The Man In The High Castle has nothing to fear
By W. K. Aiken
The fictional “The Grasshopper Lies Heavy” by one "Hawthorne Abendsen," is a plot device in Philip K. Dick's "The Man In The High Castle" that stipulates a different timeline of history than either an Axis victory (Dick), a Confederate victory (this work) or our actual timeline. In that work, the conclusion is a US - UK "Lukewarm War" of economic hegemony after a much less hard-fought WW2. Knowing this, I was eager to see whether that idea had finally been fleshed out here in any way - the Confederate flag on the cover was also an enticing hook. I figured "this could be cool."
Nope.
Nonetheless, I continued hoping that something of a similar magnitude would emerge.
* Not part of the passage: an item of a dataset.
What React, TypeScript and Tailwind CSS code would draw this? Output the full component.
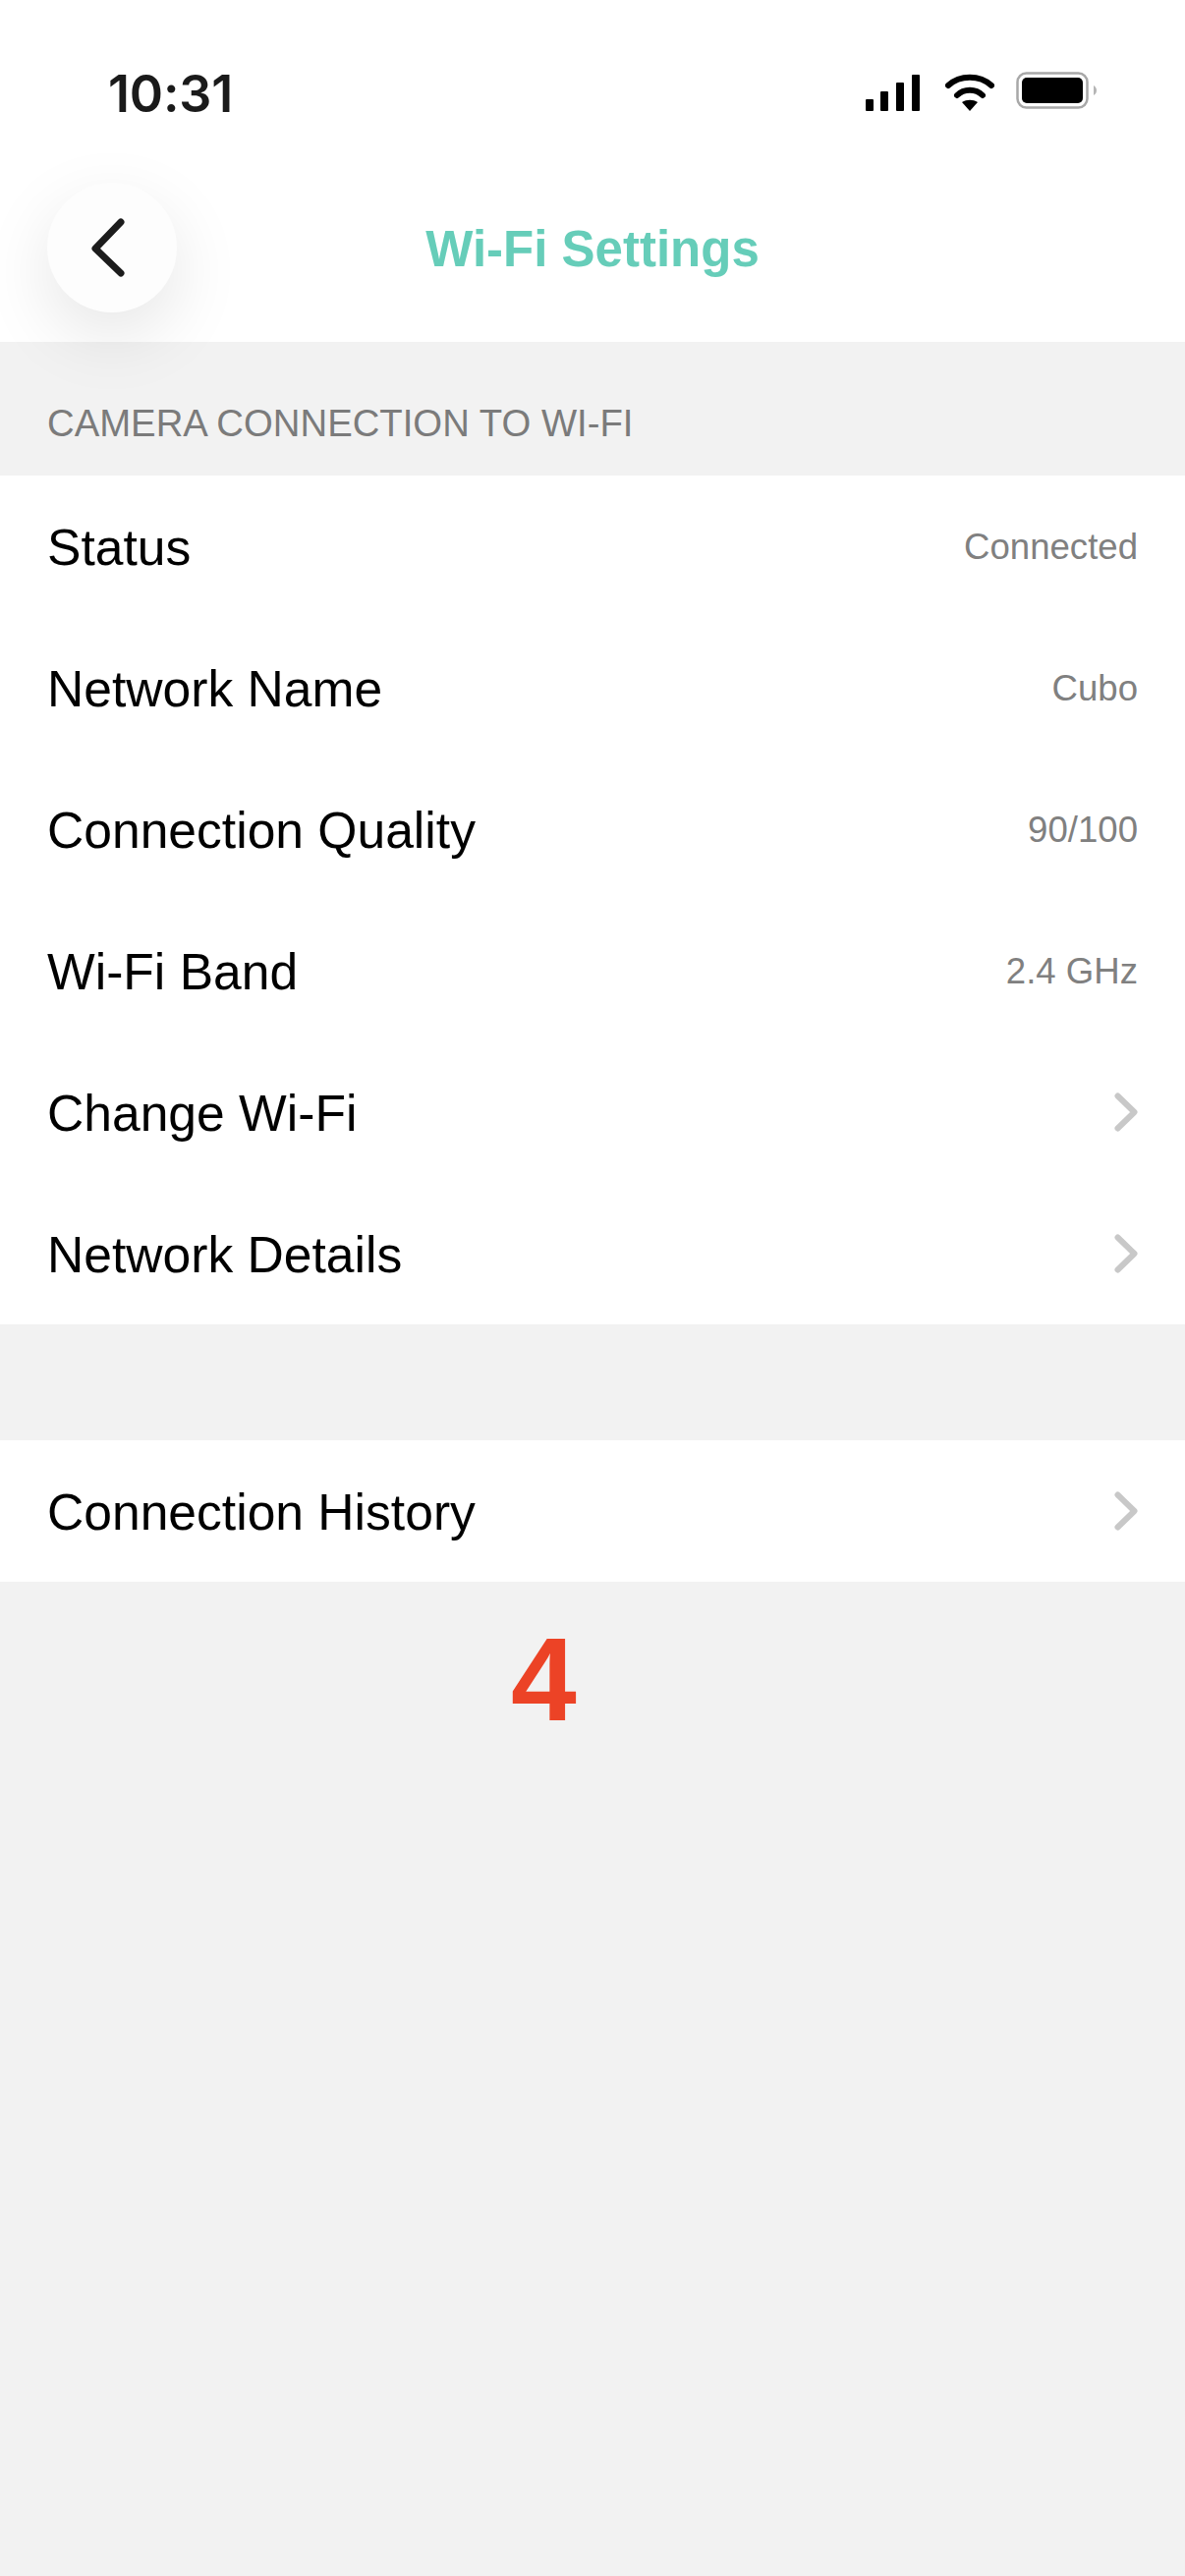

Again, nope. Not even close.
I read this (the Kindle version) in just under three hours. Much of that, though, I confess was because at around the fifteenth description of the various characters' self-loathing stream-of-consciousness and inadvertent talking to themselves, I started skimming through those parts, at no loss to the narrative. The protagonist, after a short time, began to conjure in my mind a kind of "Alternate History Confederacy of Dunces." Just how many stupid but happy blunders can really be taken seriously? How many times can somebody hammer themselves mentally and still have the narration be of any interest to the reader? Are these people all self-absorbed, neurotic wretches who have to talk themselves into whatever it is they have to do next? It became difficult to like them, even though I'm pretty sure I was supposed to.
The first indications of trouble were the uncorrected grammatical errors. The correct phrases are "had gone," not "had went", "must have seen," not "must have saw", "had run" instead of "had ran," and so forth. That these mistakes were even made, regardless of how they might be corrected later, is hard to accept - this is 3rd grade stuff.
That aside, there are some misshapen historical aspects going on here that would have benefited greatly from a basket or six of exposition:
First, why isn't there a map? We know that somehow, the USSR has control of everything west of the Mississippi River and that east of there, everything north of the Confederacy is now British. Border states? Canada? There's a wall along the British/CSA border, hinted at being something like the OT Korean DMZ, but not much else is revealed. A visual of the current North American political landscape would have really given some substantive foundation to the story.
The rest of the world is barely acknowledged. Mexico, which unarguably would have become a target of an expansionist CSA in the 90-ish years between the end of the Civil War and the "World War," is never mentioned. Is it now part of the Soviet occupation? What about Cuba?
The West is Red! How? Never told. The Russians came south in the early 19th Century and Seward's Folly never happened? That maybe could have been plausible since the North lost, but then we find out that California exists . . . The 1905 Russo-Japanese war turned out differently and Russia became a Pacific power, thus supplanting the Japanese in the "World War?" Who knows? Could be, or maybe something else entirely, but this is never given. It just is. And it just is frustrating to those of us who prefer a thought-out environment.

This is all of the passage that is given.